▶ **SET EXERCISE**
Set down the full listing exactly as given. Any pictures are to be left out.

▶ **INFORMATION SUPPLIED**
-=-=-=-=-
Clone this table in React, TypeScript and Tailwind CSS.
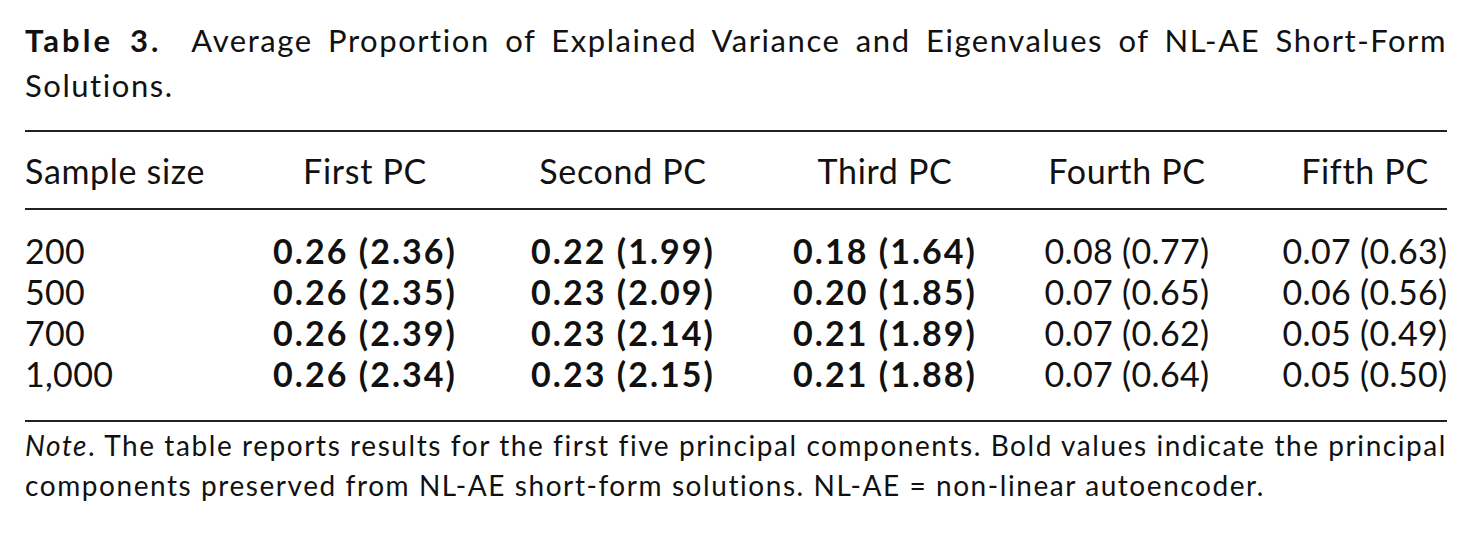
const rows = [
  { n: "200", v: ["0.26 (2.36)", "0.22 (1.99)", "0.18 (1.64)", "0.08 (0.77)", "0.07 (0.63)"] },
  { n: "500", v: ["0.26 (2.35)", "0.23 (2.09)", "0.20 (1.85)", "0.07 (0.65)", "0.06 (0.56)"] },
  { n: "700", v: ["0.26 (2.39)", "0.23 (2.14)", "0.21 (1.89)", "0.07 (0.62)", "0.05 (0.49)"] },
  { n: "1,000", v: ["0.26 (2.34)", "0.23 (2.15)", "0.21 (1.88)", "0.07 (0.64)", "0.05 (0.50)"] },
]

const headers = ["First PC", "Second PC", "Third PC", "Fourth PC", "Fifth PC"]

// first three PCs are the preserved ones -> bold
const boldCols = 3

const grid = "grid grid-cols-[258px_164px_352px_172px_312px_164px]"

export default function App() {
  return (
    <div className="min-h-screen bg-white text-[#111] pl-[25px] pr-[26px] pt-[18px]" style={{ fontFamily: "Lato, 'Open Sans', sans-serif" }}>
      {/* Caption */}
      <div className="text-[31px] leading-[45px] tracking-[0.05em]">
        <p className="text-justify [text-align-last:justify]">
          <span className="font-bold tracking-[0.1em]">Table 3.</span>&nbsp; Average Proportion of Explained Variance and Eigenvalues of NL-AE Short-Form
        </p>
        <p>Solutions.</p>
      </div>

      {/* Table */}
      <div className="mt-[22px] border-t-2 border-[#222]">
        <div className={`${grid} h-[78px] items-center text-[34px] tracking-[0.02em] border-b-2 border-[#222]`}>
          <div className="whitespace-nowrap">Sample size</div>
          {headers.map((h) => (
            <div key={h} className="flex justify-center whitespace-nowrap">{h}</div>
          ))}
        </div>

        <div className="pt-[20px] pb-[26px] text-[34px] leading-[41px]">
          {rows.map((r) => (
            <div key={r.n} className={grid}>
              <div className="whitespace-nowrap tracking-[0.01em]">{r.n}</div>
              {r.v.map((val, i) => (
                <div
                  key={i}
                  className={`flex justify-center whitespace-nowrap ${i < boldCols ? "font-bold tracking-[0.06em]" : "tracking-[0.01em]"}`}
                >
                  {val}
                </div>
              ))}
            </div>
          ))}
        </div>
      </div>

      {/* Note */}
      <div className="border-t-2 border-[#222] pt-[3px] text-[28px] leading-[40px] tracking-[0.056em]">
        <p className="text-justify [text-align-last:justify]">
          <em>Note</em>. The table reports results for the first five principal components. Bold values indicate the principal
        </p>
        <p>components preserved from NL-AE short-form solutions. NL-AE = non-linear autoencoder.</p>
      </div>
    </div>
  )
}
-=-=-=-=-
▶ **EXERCISE OUTPUT**
Clone this table in React, TypeScript and Tailwind CSS.
const rows = [
  { n: "200", v: ["0.26 (2.36)", "0.22 (1.99)", "0.18 (1.64)", "0.08 (0.77)", "0.07 (0.63)"] },
  { n: "500", v: ["0.26 (2.35)", "0.23 (2.09)", "0.20 (1.85)", "0.07 (0.65)", "0.06 (0.56)"] },
  { n: "700", v: ["0.26 (2.39)", "0.23 (2.14)", "0.21 (1.89)", "0.07 (0.62)", "0.05 (0.49)"] },
  { n: "1,000", v: ["0.26 (2.34)", "0.23 (2.15)", "0.21 (1.88)", "0.07 (0.64)", "0.05 (0.50)"] },
]

const headers = ["First PC", "Second PC", "Third PC", "Fourth PC", "Fifth PC"]

// first three PCs are the preserved ones -> bold
const boldCols = 3

const grid = "grid grid-cols-[258px_164px_352px_172px_312px_164px]"

export default function App() {
  return (
    <div className="min-h-screen bg-white text-[#111] pl-[25px] pr-[26px] pt-[18px]" style={{ fontFamily: "Lato, 'Open Sans', sans-serif" }}>
      {/* Caption */}
      <div className="text-[31px] leading-[45px] tracking-[0.05em]">
        <p className="text-justify [text-align-last:justify]">
          <span className="font-bold tracking-[0.1em]">Table 3.</span>&nbsp; Average Proportion of Explained Variance and Eigenvalues of NL-AE Short-Form
        </p>
        <p>Solutions.</p>
      </div>

      {/* Table */}
      <div className="mt-[22px] border-t-2 border-[#222]">
        <div className={`${grid} h-[78px] items-center text-[34px] tracking-[0.02em] border-b-2 border-[#222]`}>
          <div className="whitespace-nowrap">Sample size</div>
          {headers.map((h) => (
            <div key={h} className="flex justify-center whitespace-nowrap">{h}</div>
          ))}
        </div>

        <div className="pt-[20px] pb-[26px] text-[34px] leading-[41px]">
          {rows.map((r) => (
            <div key={r.n} className={grid}>
              <div className="whitespace-nowrap tracking-[0.01em]">{r.n}</div>
              {r.v.map((val, i) => (
                <div
                  key={i}
                  className={`flex justify-center whitespace-nowrap ${i < boldCols ? "font-bold tracking-[0.06em]" : "tracking-[0.01em]"}`}
                >
                  {val}
                </div>
              ))}
            </div>
          ))}
        </div>
      </div>

      {/* Note */}
      <div className="border-t-2 border-[#222] pt-[3px] text-[28px] leading-[40px] tracking-[0.056em]">
        <p className="text-justify [text-align-last:justify]">
          <em>Note</em>. The table reports results for the first five principal components. Bold values indicate the principal
        </p>
        <p>components preserved from NL-AE short-form solutions. NL-AE = non-linear autoencoder.</p>
      </div>
    </div>
  )
}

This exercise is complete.